Key Assumptions That Differ

	Self-Play	Independent Learning
Opponent model	Copy of self (or past self)	None (other agents are part of env)
Stationarity	Explicitly non-stationary	Assumes stationarity (incorrectly)
Target concept	Nash equilibrium	Best response to fixed env
Training cost	Higher (must maintain opponent pool)	Lower (standard single-agent RL)
Convergence	Guaranteed in 2P zero-sum (under conditions)	No general guarantees
Coordination	Implicit through co-evolution	None

The Core Issue: Non-Stationarity

Proposition

Non-Stationarity of Independent Learning

Statement

When $K$ agents simultaneously update their policies using independent learning, agent $i$ faces a non-stationary environment. The effective transition kernel for agent $i$ is:

$P_i(s' | s, a_i) = \sum_{a_{-i}} P(s' | s, a_i, a_{-i}) \prod_{j \neq i} \pi_j^{(t)}(a_j | s)$

Because each $\pi_j^{(t)}$ changes at every step $t$ , $P_i$ is time-varying. Standard RL convergence results (which require a fixed MDP) do not apply. In contrast, self-play explicitly accounts for opponent non-stationarity by training against the evolving opponent.

Intuition

Independent learning pretends the world is stationary when it is not. Each agent is trying to hit a moving target: the optimal policy depends on what other agents do, and other agents keep changing. Self-play embraces this non-stationarity by making the opponent's evolution part of the training process.

report a correction →

What to Memorize

Self-play: Train against yourself. Works in two-player zero-sum games. Needs opponent diversity.
Independent learning: Ignore other agents. Simple but violates stationarity. Can cycle.
The convergence divide: Self-play converges to Nash equilibrium in two-player zero-sum (under mild conditions). Independent learning has no such guarantee.
Practical lesson: If you have a zero-sum competitive game, use self-play with a league of past policies. If agents interact weakly, independent learning may suffice.

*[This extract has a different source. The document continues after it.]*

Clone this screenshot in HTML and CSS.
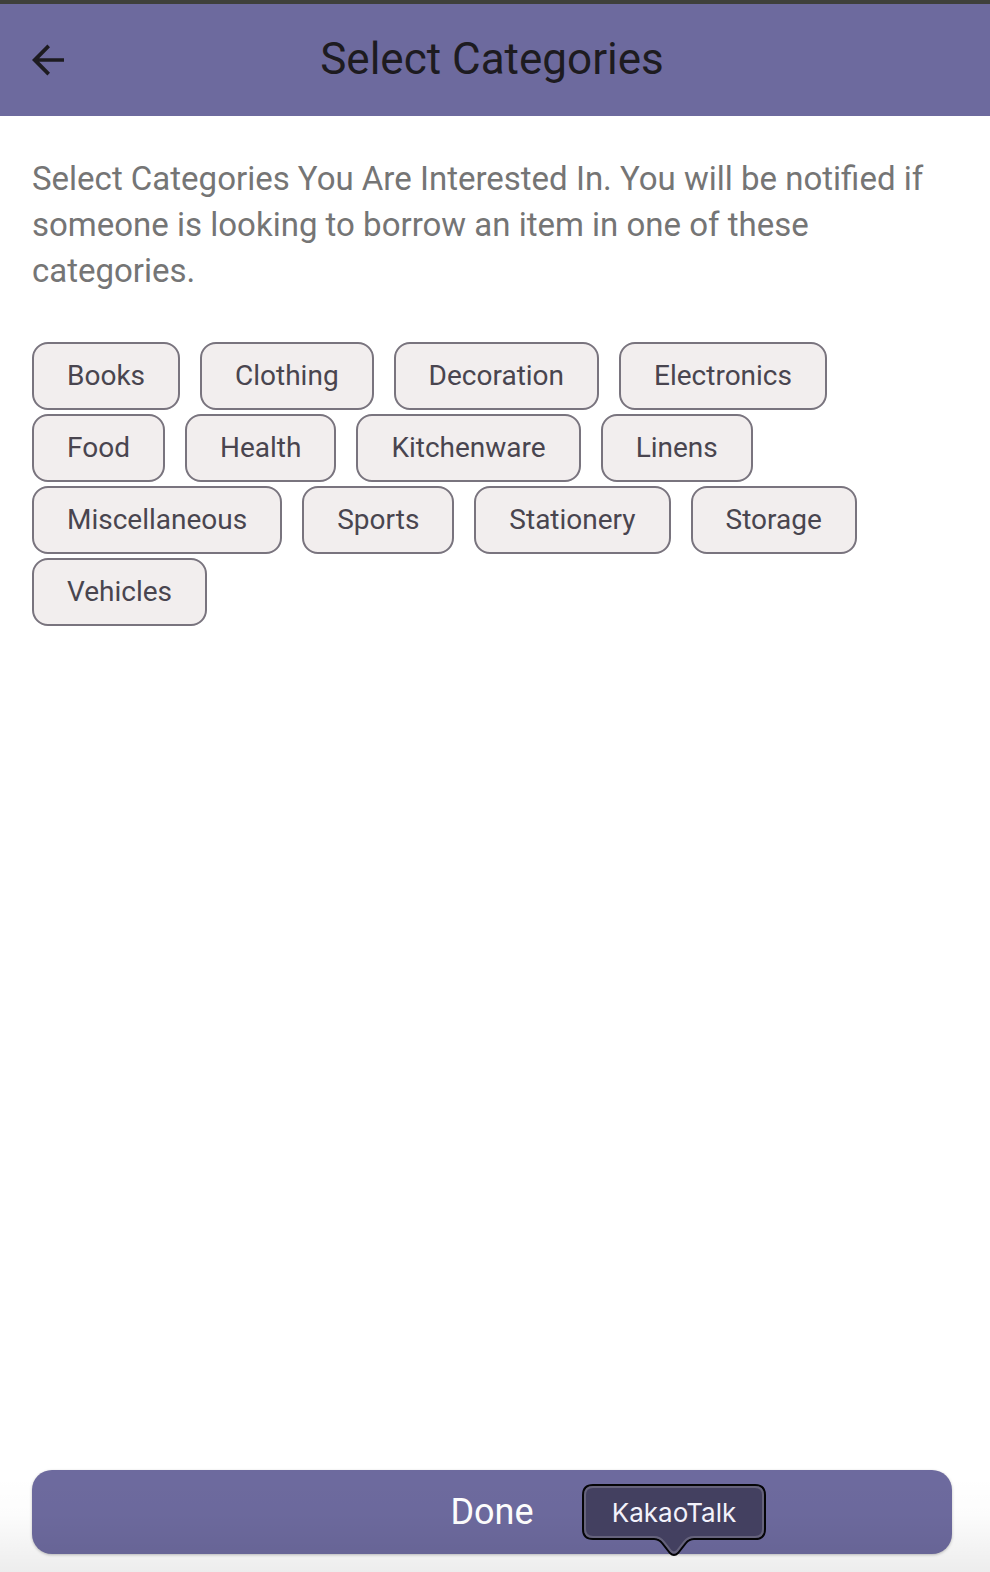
FILE: index.html
```html
<!DOCTYPE html>
<html lang="en">
<head>
<meta charset="utf-8">
<meta name="viewport" content="width=device-width, initial-scale=1">
<title>Select Categories</title>
<link rel="stylesheet" href="styles.css">
</head>
<body>
<div class="screen">
  <header class="app-bar">
    <button class="back" type="button" aria-label="Back">
      <svg class="back-icon" viewBox="0 0 32 32" aria-hidden="true"><path d="M32 14.200H7.200L18 3.200L15.400 0.600L0 16L15.400 31.400L18 28.800L7.200 17.800H32Z"/></svg>
    </button>
    <h1 class="title">Select Categories</h1>
  </header>
  <main class="content">
    <p class="intro">Select Categories You Are Interested In. You will be notified if someone is looking to borrow an item in one of these categories.</p>
    <div class="chips">
      <button class="chip" type="button">Books</button>
      <button class="chip" type="button">Clothing</button>
      <button class="chip" type="button">Decoration</button>
      <button class="chip" type="button">Electronics</button>
      <button class="chip" type="button">Food</button>
      <button class="chip" type="button">Health</button>
      <button class="chip" type="button">Kitchenware</button>
      <button class="chip" type="button">Linens</button>
      <button class="chip" type="button">Miscellaneous</button>
      <button class="chip" type="button">Sports</button>
      <button class="chip" type="button">Stationery</button>
      <button class="chip" type="button">Storage</button>
      <button class="chip" type="button">Vehicles</button>
    </div>
  </main>
  <footer class="actions">
    <button class="done" type="button">Done</button>
    <div class="tooltip" role="tooltip">
      <svg class="tooltip-shape" viewBox="0 0 184 73" aria-hidden="true">
        <path class="tooltip-edge" d="M11 1H173Q183 1 183 11V45Q183 55 173 55H112Q107 55 104 59L96 69Q92 73 88 69L80 59Q77 55 72 55H11Q1 55 1 45V11Q1 1 11 1Z"/>
        <path class="tooltip-rim" d="M11 3H173Q181 3 181 11V45Q181 53 173 53H112Q106 53 102 58L95 67Q92 70 89 67L82 58Q78 53 72 53H11Q3 53 3 45V11Q3 3 11 3Z"/>
      </svg>
      <span class="tooltip-label">KakaoTalk</span>
    </div>
  </footer>
</div>
</body>
</html>
```
FILE: styles.css
```css
* {
  box-sizing: border-box;
}

body {
  margin: 0;
  background: #fff;
  font-family: Roboto, "Liberation Sans", sans-serif;
}

button {
  font-family: inherit;
  cursor: pointer;
}

.screen {
  position: relative;
  display: flex;
  flex-direction: column;
  min-height: 100vh;
  border-top: 4px solid #3f403b;
}

.screen::after {
  content: "";
  position: absolute;
  inset: auto 0 0;
  height: 96px;
  background: linear-gradient(rgba(0, 0, 0, 0), rgba(0, 0, 0, 0.01) 40%, rgba(0, 0, 0, 0.07));
  pointer-events: none;
}

.app-bar {
  display: grid;
  grid-template-columns: 32px 1fr 32px;
  align-items: center;
  height: 112px;
  padding: 0 38px 0 32px;
  background: #6d6a9e;
}

.back {
  display: flex;
  padding: 0;
  border: 0;
  background: none;
}

.back-icon {
  width: 32px;
  height: 32px;
  fill: #1d1b20;
}

.title {
  margin: 0;
  padding-bottom: 2px;
  color: #1d1b20;
  font-size: 44px;
  font-weight: 400;
  line-height: 56px;
  text-align: center;
}

.content {
  flex: 1;
  padding: 40px 38px 40px 32px;
}

.intro {
  margin: 0 0 48px;
  color: #757575;
  font-size: 33px;
  line-height: 46px;
}

.chips {
  display: flex;
  flex-wrap: wrap;
  gap: 4px 20px;
}

.chip {
  height: 68px;
  padding: 0 33px;
  border: 2px solid #79747e;
  border-radius: 16px;
  background: #f2eeee;
  color: #49454f;
  font-size: 28px;
  line-height: 40px;
}

.actions {
  position: relative;
  padding: 0 38px 18px 32px;
}

.done {
  display: block;
  width: 100%;
  height: 84px;
  padding: 0;
  border: 0;
  border-radius: 20px;
  background: #6d6a9e;
  box-shadow: 0 1px 3px rgba(0, 0, 0, 0.25);
  color: #fff;
  font-size: 36px;
}

.tooltip {
  position: absolute;
  top: 14px;
  right: 224px;
  z-index: 1;
  width: 184px;
  height: 56px;
  display: flex;
  align-items: center;
  justify-content: center;
}

.tooltip-shape {
  position: absolute;
  top: 0;
  left: 0;
  width: 184px;
  height: 73px;
}

.tooltip-edge {
  fill: #434060;
  stroke: #050507;
  stroke-width: 2;
}

.tooltip-rim {
  fill: none;
  stroke: #66637c;
  stroke-width: 2;
}

.tooltip-label {
  position: relative;
  color: #f3f2fb;
  font-family: Inter, Roboto, sans-serif;
  font-size: 26px;
}
```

When a Researcher Would Use Each

Example

Training a game-playing AI

For chess, Go, or poker, use self-play with a diverse opponent pool. The two-player zero-sum structure guarantees that the Nash equilibrium is the minimax strategy, and self-play has proven empirically effective at finding it. AlphaZero used self-play exclusively, with no human game data.

Example

Traffic signal control

For decentralized traffic control where intersections are managed by separate agents, independent learning can work if intersections interact weakly. Each intersection optimizes its own signal timing based on local traffic. The coupling between intersections is indirect and often small enough that non-stationarity is manageable.

Example

Competitive multiplayer with more than 2 players

For games with $K > 2$ players, pure self-play is less well-founded theoretically. Population-based training, which maintains a diverse population of agents and selects opponents from the population, is a common hybrid approach. This retains the co-evolution of self-play while providing opponent diversity.

Common Confusions

Watch Out

Self-play is not the same as fictitious play

Fictitious play maintains a model of the opponent's average historical strategy and best-responds to it. Self-play trains against the opponent's current strategy (or a sample from a pool of past strategies). Fictitious play converges in more game classes than naive self-play, but it requires tracking the opponent's strategy history.

Watch Out

Independent learning can work in practice despite no guarantees

The theory says independent learning can cycle or diverge. In practice, for many multi-agent problems with weak coupling, independent learners converge to reasonable (if not optimal) policies. The gap between theory and practice is large here. But for strongly coupled environments (competitive games, cooperative tasks requiring coordination), independent learning reliably fails.

Watch Out

Nash equilibrium is not always the right target

In cooperative games, the socially optimal outcome may not be a Nash equilibrium. In general-sum games, different Nash equilibria can have wildly different payoffs. Self-play converges to a Nash equilibrium, not necessarily the best one. Additional mechanisms (communication, reward shaping, centralized training) are needed to target specific equilibria.